## Raw data
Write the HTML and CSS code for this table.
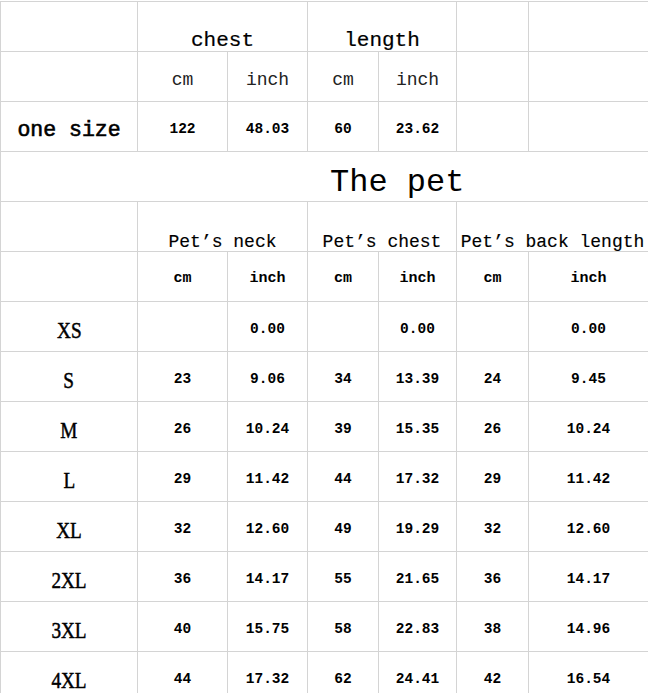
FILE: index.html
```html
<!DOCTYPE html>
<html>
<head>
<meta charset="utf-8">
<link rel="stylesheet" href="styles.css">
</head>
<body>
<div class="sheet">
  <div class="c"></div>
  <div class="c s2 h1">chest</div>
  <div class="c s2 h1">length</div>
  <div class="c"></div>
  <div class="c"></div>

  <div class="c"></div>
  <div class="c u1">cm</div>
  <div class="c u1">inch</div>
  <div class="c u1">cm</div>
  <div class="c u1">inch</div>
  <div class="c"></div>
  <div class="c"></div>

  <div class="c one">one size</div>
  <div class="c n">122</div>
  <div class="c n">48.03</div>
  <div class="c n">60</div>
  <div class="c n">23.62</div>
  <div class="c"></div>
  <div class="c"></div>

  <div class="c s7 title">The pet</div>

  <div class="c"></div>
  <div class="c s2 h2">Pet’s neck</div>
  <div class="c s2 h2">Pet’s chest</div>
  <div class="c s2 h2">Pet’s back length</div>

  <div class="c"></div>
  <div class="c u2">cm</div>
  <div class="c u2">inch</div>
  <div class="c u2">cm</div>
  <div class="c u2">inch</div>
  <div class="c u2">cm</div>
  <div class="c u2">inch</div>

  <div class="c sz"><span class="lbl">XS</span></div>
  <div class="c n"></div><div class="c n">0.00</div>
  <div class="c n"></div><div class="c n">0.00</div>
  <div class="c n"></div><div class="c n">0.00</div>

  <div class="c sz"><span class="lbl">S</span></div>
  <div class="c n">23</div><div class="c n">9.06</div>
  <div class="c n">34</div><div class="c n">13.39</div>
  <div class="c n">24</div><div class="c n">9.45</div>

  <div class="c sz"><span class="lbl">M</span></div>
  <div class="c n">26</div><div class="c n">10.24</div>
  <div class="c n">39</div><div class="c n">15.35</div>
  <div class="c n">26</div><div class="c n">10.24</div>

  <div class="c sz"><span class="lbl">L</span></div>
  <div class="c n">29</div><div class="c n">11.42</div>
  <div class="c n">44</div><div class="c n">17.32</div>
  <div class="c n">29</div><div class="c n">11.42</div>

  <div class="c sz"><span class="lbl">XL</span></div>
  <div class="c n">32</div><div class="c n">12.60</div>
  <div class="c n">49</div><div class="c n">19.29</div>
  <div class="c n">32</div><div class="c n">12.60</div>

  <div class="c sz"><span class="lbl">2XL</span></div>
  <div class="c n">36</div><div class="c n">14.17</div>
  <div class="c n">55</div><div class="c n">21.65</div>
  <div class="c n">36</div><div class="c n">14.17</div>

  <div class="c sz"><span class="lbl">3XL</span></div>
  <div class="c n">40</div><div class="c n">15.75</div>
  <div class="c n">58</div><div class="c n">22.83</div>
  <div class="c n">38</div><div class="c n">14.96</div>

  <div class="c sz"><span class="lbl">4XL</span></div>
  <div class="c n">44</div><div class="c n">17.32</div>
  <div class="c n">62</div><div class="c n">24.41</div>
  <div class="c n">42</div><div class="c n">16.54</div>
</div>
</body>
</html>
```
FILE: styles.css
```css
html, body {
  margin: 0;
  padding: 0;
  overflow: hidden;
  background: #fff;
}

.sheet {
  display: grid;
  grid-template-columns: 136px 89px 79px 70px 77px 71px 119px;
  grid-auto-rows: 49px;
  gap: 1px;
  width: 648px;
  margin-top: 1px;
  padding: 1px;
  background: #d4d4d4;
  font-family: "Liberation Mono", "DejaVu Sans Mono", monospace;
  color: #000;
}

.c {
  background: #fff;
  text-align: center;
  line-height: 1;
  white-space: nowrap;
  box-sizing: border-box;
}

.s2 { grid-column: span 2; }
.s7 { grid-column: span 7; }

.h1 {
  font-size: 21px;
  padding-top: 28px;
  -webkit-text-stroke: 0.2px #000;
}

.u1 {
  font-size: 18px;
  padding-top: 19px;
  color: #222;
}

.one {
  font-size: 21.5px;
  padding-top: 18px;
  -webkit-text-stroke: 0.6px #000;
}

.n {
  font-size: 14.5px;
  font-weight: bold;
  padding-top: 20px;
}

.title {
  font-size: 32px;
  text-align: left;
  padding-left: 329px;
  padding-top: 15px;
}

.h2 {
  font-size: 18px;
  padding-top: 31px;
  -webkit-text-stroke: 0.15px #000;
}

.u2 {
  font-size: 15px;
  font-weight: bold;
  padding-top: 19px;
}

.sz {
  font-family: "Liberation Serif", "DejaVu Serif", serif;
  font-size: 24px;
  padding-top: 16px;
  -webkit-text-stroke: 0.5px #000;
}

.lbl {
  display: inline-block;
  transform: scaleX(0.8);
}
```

## Objective
Keep every word of the data as it is when you write it out, but drop the pictures.

## Reply to the exercise
Write the HTML and CSS code for this table.
FILE: index.html
```html
<!DOCTYPE html>
<html>
<head>
<meta charset="utf-8">
<link rel="stylesheet" href="styles.css">
</head>
<body>
<div class="sheet">
  <div class="c"></div>
  <div class="c s2 h1">chest</div>
  <div class="c s2 h1">length</div>
  <div class="c"></div>
  <div class="c"></div>

  <div class="c"></div>
  <div class="c u1">cm</div>
  <div class="c u1">inch</div>
  <div class="c u1">cm</div>
  <div class="c u1">inch</div>
  <div class="c"></div>
  <div class="c"></div>

  <div class="c one">one size</div>
  <div class="c n">122</div>
  <div class="c n">48.03</div>
  <div class="c n">60</div>
  <div class="c n">23.62</div>
  <div class="c"></div>
  <div class="c"></div>

  <div class="c s7 title">The pet</div>

  <div class="c"></div>
  <div class="c s2 h2">Pet’s neck</div>
  <div class="c s2 h2">Pet’s chest</div>
  <div class="c s2 h2">Pet’s back length</div>

  <div class="c"></div>
  <div class="c u2">cm</div>
  <div class="c u2">inch</div>
  <div class="c u2">cm</div>
  <div class="c u2">inch</div>
  <div class="c u2">cm</div>
  <div class="c u2">inch</div>

  <div class="c sz"><span class="lbl">XS</span></div>
  <div class="c n"></div><div class="c n">0.00</div>
  <div class="c n"></div><div class="c n">0.00</div>
  <div class="c n"></div><div class="c n">0.00</div>

  <div class="c sz"><span class="lbl">S</span></div>
  <div class="c n">23</div><div class="c n">9.06</div>
  <div class="c n">34</div><div class="c n">13.39</div>
  <div class="c n">24</div><div class="c n">9.45</div>

  <div class="c sz"><span class="lbl">M</span></div>
  <div class="c n">26</div><div class="c n">10.24</div>
  <div class="c n">39</div><div class="c n">15.35</div>
  <div class="c n">26</div><div class="c n">10.24</div>

  <div class="c sz"><span class="lbl">L</span></div>
  <div class="c n">29</div><div class="c n">11.42</div>
  <div class="c n">44</div><div class="c n">17.32</div>
  <div class="c n">29</div><div class="c n">11.42</div>

  <div class="c sz"><span class="lbl">XL</span></div>
  <div class="c n">32</div><div class="c n">12.60</div>
  <div class="c n">49</div><div class="c n">19.29</div>
  <div class="c n">32</div><div class="c n">12.60</div>

  <div class="c sz"><span class="lbl">2XL</span></div>
  <div class="c n">36</div><div class="c n">14.17</div>
  <div class="c n">55</div><div class="c n">21.65</div>
  <div class="c n">36</div><div class="c n">14.17</div>

  <div class="c sz"><span class="lbl">3XL</span></div>
  <div class="c n">40</div><div class="c n">15.75</div>
  <div class="c n">58</div><div class="c n">22.83</div>
  <div class="c n">38</div><div class="c n">14.96</div>

  <div class="c sz"><span class="lbl">4XL</span></div>
  <div class="c n">44</div><div class="c n">17.32</div>
  <div class="c n">62</div><div class="c n">24.41</div>
  <div class="c n">42</div><div class="c n">16.54</div>
</div>
</body>
</html>
```
FILE: styles.css
```css
html, body {
  margin: 0;
  padding: 0;
  overflow: hidden;
  background: #fff;
}

.sheet {
  display: grid;
  grid-template-columns: 136px 89px 79px 70px 77px 71px 119px;
  grid-auto-rows: 49px;
  gap: 1px;
  width: 648px;
  margin-top: 1px;
  padding: 1px;
  background: #d4d4d4;
  font-family: "Liberation Mono", "DejaVu Sans Mono", monospace;
  color: #000;
}

.c {
  background: #fff;
  text-align: center;
  line-height: 1;
  white-space: nowrap;
  box-sizing: border-box;
}

.s2 { grid-column: span 2; }
.s7 { grid-column: span 7; }

.h1 {
  font-size: 21px;
  padding-top: 28px;
  -webkit-text-stroke: 0.2px #000;
}

.u1 {
  font-size: 18px;
  padding-top: 19px;
  color: #222;
}

.one {
  font-size: 21.5px;
  padding-top: 18px;
  -webkit-text-stroke: 0.6px #000;
}

.n {
  font-size: 14.5px;
  font-weight: bold;
  padding-top: 20px;
}

.title {
  font-size: 32px;
  text-align: left;
  padding-left: 329px;
  padding-top: 15px;
}

.h2 {
  font-size: 18px;
  padding-top: 31px;
  -webkit-text-stroke: 0.15px #000;
}

.u2 {
  font-size: 15px;
  font-weight: bold;
  padding-top: 19px;
}

.sz {
  font-family: "Liberation Serif", "DejaVu Serif", serif;
  font-size: 24px;
  padding-top: 16px;
  -webkit-text-stroke: 0.5px #000;
}

.lbl {
  display: inline-block;
  transform: scaleX(0.8);
}
```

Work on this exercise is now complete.